Stated problem |
Count the lines containing "React". Give the number alone.

Information shown |
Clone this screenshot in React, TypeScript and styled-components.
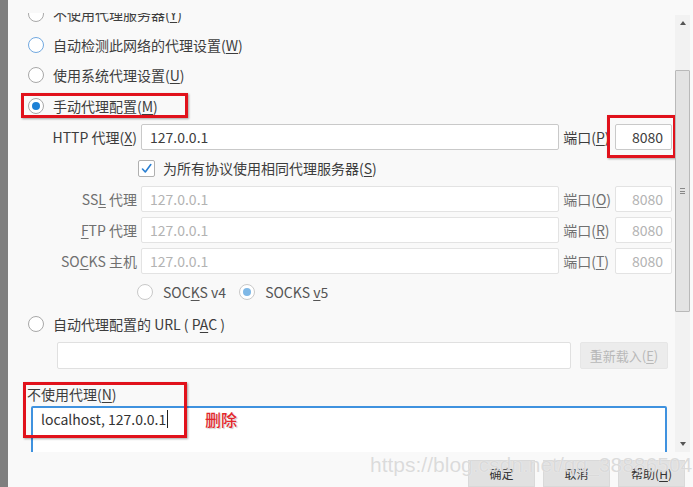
import React from "react";
import styled, { createGlobalStyle } from "styled-components";

const GlobalStyle = createGlobalStyle`
  html, body { margin: 0; padding: 0; background: #f9f9f9; }
  body {
    font-family: "Noto Sans CJK SC", "Noto Sans", sans-serif;
    font-size: 14px;
    color: #3d3d3d;
  }
  * { box-sizing: border-box; }
`;

const Page = styled.div`
  display: flex;
  width: 693px;
  height: 487px;
  overflow: hidden;
`;

const BackWindow = styled.div`
  flex: none;
  width: 8px;
  background: #7f7f7f;
`;

const Dialog = styled.div`
  flex: 1;
  display: flex;
  flex-direction: column;
  background: #f9f9f9;
  padding-top: 13px;
`;

const Body = styled.div`
  flex: none;
  display: flex;
  height: 439px;
`;

const Scroller = styled.div`
  flex: 1;
  overflow: hidden;
`;

const Content = styled.div`
  margin-top: -14.25px;
  display: flex;
  flex-direction: column;
`;

const Key = styled.span`
  text-decoration: underline;
  text-underline-offset: 2px;
  text-decoration-thickness: 1px;
`;

const RadioRow = styled.div<{ $gapTop?: number }>`
  position: relative;
  display: flex;
  align-items: center;
  gap: 9px;
  height: 30.5px;
  margin-top: ${(p) => p.$gapTop ?? 0}px;
  padding-left: 20px;
  line-height: 18px;
  white-space: nowrap;
`;

const Radio = styled.span<{ $checked?: boolean; $focus?: boolean; $light?: boolean }>`
  flex: none;
  width: 16px;
  height: 16px;
  border-radius: 50%;
  background: #fff;
  border: ${(p) => (p.$focus ? "1.5px solid #72a9e0" : p.$light ? "1px solid #c9c9c9" : "1px solid #a8a8a8")};
  display: flex;
  align-items: center;
  justify-content: center;
  &::after {
    content: "";
    width: 8px;
    height: 8px;
    border-radius: 50%;
    background: ${(p) => (p.$checked ? (p.$light ? "#7fb8e6" : "#1d80d5") : "transparent")};
  }
`;

const Highlight = styled.span<{ $l: number; $t: number; $w: number; $h: number }>`
  position: absolute;
  left: ${(p) => p.$l}px;
  top: ${(p) => p.$t}px;
  width: ${(p) => p.$w}px;
  height: ${(p) => p.$h}px;
  border: 3px solid #e1121c;
  box-shadow: 1px 1px 2px rgba(0, 0, 0, 0.35);
  pointer-events: none;
`;

const ProxyGrid = styled.div`
  display: grid;
  grid-template-columns: 129px 1fr auto 57px;
  grid-auto-rows: 26px;
  column-gap: 4px;
  row-gap: 5px;
  margin-top: 3.25px;
  margin-right: 3px;
  line-height: 18px;
`;

const FieldLabel = styled.span<{ $disabled?: boolean }>`
  align-self: center;
  text-align: right;
  white-space: nowrap;
  color: ${(p) => (p.$disabled ? "#707070" : "#3d3d3d")};
`;

const PortLabel = styled(FieldLabel)`
  text-align: left;
`;

const Field = styled.div<{ $disabled?: boolean; $right?: boolean }>`
  position: relative;
  display: flex;
  align-items: center;
  justify-content: ${(p) => (p.$right ? "flex-end" : "flex-start")};
  padding: 0 8px;
  background: #fff;
  border: 1px solid ${(p) => (p.$disabled ? "#e3e3e3" : "#c9c9c9")};
  border-radius: 2px;
  color: ${(p) => (p.$disabled ? "#b3b3b3" : "#3d3d3d")};
`;

const CheckRow = styled.label`
  grid-column: 2 / -1;
  display: flex;
  align-items: center;
  gap: 8px;
  margin-left: -3px;
  white-space: nowrap;
`;

const CheckBox = styled.span`
  flex: none;
  width: 17px;
  height: 17px;
  background: #fff;
  border: 1px solid #b0b0b0;
  border-radius: 2px;
  display: flex;
  align-items: center;
  justify-content: center;
`;

const SocksVersions = styled.div`
  display: flex;
  align-items: center;
  gap: 13px;
  height: 20px;
  margin-top: 8px;
  margin-left: 129px;
  line-height: 18px;
`;

const SocksOption = styled.span`
  display: flex;
  align-items: center;
  gap: 10px;
  color: #555;
`;

const PacRow = styled.div`
  display: flex;
  gap: 9px;
  height: 27px;
  margin: 3.5px 7px 0 49px;
`;

const PacInput = styled.div`
  flex: 1;
  background: #fff;
  border: 1px solid #e0e0e0;
  border-radius: 2px;
`;

const ReloadButton = styled.div`
  flex: none;
  width: 88px;
  display: flex;
  align-items: center;
  justify-content: center;
  background: #ececec;
  border: 1px solid #e6e6e6;
  border-radius: 2px;
  color: #b8b8b8;
  font-size: 13px;
`;

const NoProxySection = styled.div`
  position: relative;
  margin-top: 16px;
  display: flex;
  flex-direction: column;
`;

const NoProxyLabel = styled.span`
  margin-left: 19px;
  line-height: 18px;
`;

const TextArea = styled.div`
  position: relative;
  height: 80px;
  margin: 3px 8px 0 23px;
  padding: 2px 8px;
  background: #fff;
  border: 2px solid #3f92df;
  border-radius: 2px;
  line-height: 18px;
  font-size: 14px;
  color: #333;
`;

const Caret = styled.span`
  display: inline-block;
  width: 1px;
  height: 18px;
  background: #222;
  vertical-align: top;
  margin-left: 1px;
`;

const Note = styled.span`
  position: absolute;
  left: 172px;
  top: 2px;
  font-size: 16px;
  line-height: 18px;
  font-weight: 500;
  color: #e3262b;
  text-shadow: 0 0 2px #fff, 1px 1px 1px rgba(0, 0, 0, 0.25);
`;

const ScrollBar = styled.div`
  flex: none;
  width: 15px;
  margin: 2px 3px 0 0;
  display: flex;
  flex-direction: column;
  background: #f2f2f2;
`;

const Arrow = styled.div<{ $down?: boolean }>`
  flex: none;
  height: 16px;
  display: flex;
  align-items: center;
  justify-content: center;
  &::after {
    content: "";
    border-left: 3px solid transparent;
    border-right: 3px solid transparent;
    ${(p) => (p.$down ? "border-top: 4px solid #555;" : "border-bottom: 4px solid #555;")}
  }
`;

const Track = styled.div`
  flex: 1;
  padding-top: 39px;
`;

const Thumb = styled.div`
  height: 242px;
  background: #e3e3e3;
  border: 1px solid #b9b9b9;
  border-radius: 1px;
  display: flex;
  align-items: center;
  justify-content: center;
`;

const Grip = styled.span`
  width: 5px;
  height: 6px;
  border-top: 1px solid #888;
  border-bottom: 1px solid #888;
  position: relative;
  &::after {
    content: "";
    position: absolute;
    left: 0;
    right: 0;
    top: 2px;
    border-top: 1px solid #888;
  }
`;

const Footer = styled.div`
  position: relative;
  flex: 1;
  display: flex;
  justify-content: flex-end;
  align-items: flex-start;
  gap: 8px;
  padding: 8px 8px 0 0;
`;

const Button = styled.div`
  width: 67px;
  height: 27px;
  display: flex;
  align-items: center;
  justify-content: center;
  background: #e1e1e1;
  border: 1px solid #d9d9d9;
  font-size: 12px;
  color: #333;
`;

const Watermark = styled.span`
  position: absolute;
  left: 362px;
  top: 1px;
  font-family: "Liberation Sans", Arial, sans-serif;
  font-size: 21px;
  line-height: 24px;
  color: rgba(210, 210, 210, 0.8);
  text-shadow: 0 0 1px rgba(255, 255, 255, 0.9);
  white-space: nowrap;
  pointer-events: none;
`;

type Row = {
  label: React.ReactNode;
  port: React.ReactNode;
  disabled: boolean;
};

const sharedRows: Row[] = [
  { label: <>SS<Key>L</Key> 代理</>, port: <>端口(<Key>O</Key>)</>, disabled: true },
  { label: <><Key>F</Key>TP 代理</>, port: <>端口(<Key>R</Key>)</>, disabled: true },
  { label: <>SO<Key>C</Key>KS 主机</>, port: <>端口(<Key>T</Key>)</>, disabled: true },
];

export default function App() {
  return (
    <>
      <GlobalStyle />
      <Page>
        <BackWindow />
        <Dialog>
          <Body>
            <Scroller>
              <Content>
                <RadioRow>
                  <Radio />
                  <span>不使用代理服务器(<Key>Y</Key>)</span>
                </RadioRow>
                <RadioRow>
                  <Radio $focus />
                  <span>自动检测此网络的代理设置(<Key>W</Key>)</span>
                </RadioRow>
                <RadioRow>
                  <Radio />
                  <span>使用系统代理设置(<Key>U</Key>)</span>
                </RadioRow>
                <RadioRow>
                  <Radio $checked />
                  <span>手动代理配置(<Key>M</Key>)</span>
                  <Highlight $l={13} $t={3} $w={167} $h={25} />
                </RadioRow>

                <ProxyGrid>
                  <FieldLabel>HTTP 代理(<Key>X</Key>)</FieldLabel>
                  <Field>127.0.0.1</Field>
                  <PortLabel>端口(<Key>P</Key>)</PortLabel>
                  <Field $right>
                    8080
                    <Highlight $l={-9} $t={-10} $w={69} $h={43} />
                  </Field>

                  <CheckRow>
                    <CheckBox>
                      <svg width="13" height="13" viewBox="0 0 13 13">
                        <path d="M2.5 7 L5.3 10 L10.8 2.6" fill="none" stroke="#2a7fd2" strokeWidth="1.6" strokeLinecap="round" strokeLinejoin="round" />
                      </svg>
                    </CheckBox>
                    <span>为所有协议使用相同代理服务器(<Key>S</Key>)</span>
                  </CheckRow>

                  {sharedRows.map((r, i) => (
                    <React.Fragment key={i}>
                      <FieldLabel $disabled={r.disabled}>{r.label}</FieldLabel>
                      <Field $disabled={r.disabled}>127.0.0.1</Field>
                      <PortLabel $disabled={r.disabled}>{r.port}</PortLabel>
                      <Field $disabled={r.disabled} $right>8080</Field>
                    </React.Fragment>
                  ))}
                </ProxyGrid>

                <SocksVersions>
                  <SocksOption>
                    <Radio $light />
                    <span>SOC<Key>K</Key>S v4</span>
                  </SocksOption>
                  <SocksOption>
                    <Radio $light $checked />
                    <span>SOCKS <Key>v</Key>5</span>
                  </SocksOption>
                </SocksVersions>

                <RadioRow $gapTop={6.25}>
                  <Radio />
                  <span>自动代理配置的 URL ( P<Key>A</Key>C )</span>
                </RadioRow>

                <PacRow>
                  <PacInput />
                  <ReloadButton>
                    <span>重新载入(<Key>E</Key>)</span>
                  </ReloadButton>
                </PacRow>

                <NoProxySection>
                  <NoProxyLabel>不使用代理(<Key>N</Key>)</NoProxyLabel>
                  <TextArea>
                    localhost, 127.0.0.1
                    <Caret />
                    <Note>删除</Note>
                  </TextArea>
                  <Highlight $l={15} $t={-3} $w={164} $h={56} />
                </NoProxySection>
              </Content>
            </Scroller>
            <ScrollBar>
              <Arrow />
              <Track>
                <Thumb>
                  <Grip />
                </Thumb>
              </Track>
              <Arrow $down />
            </ScrollBar>
          </Body>
          <Footer>
            <Button>确定</Button>
            <Button>取消</Button>
            <Button>帮助(<Key>H</Key>)</Button>
            <Watermark>https://blog.csdn.net/qq_38886504</Watermark>
          </Footer>
        </Dialog>
      </Page>
    </>
  );
}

Answer for the task |
6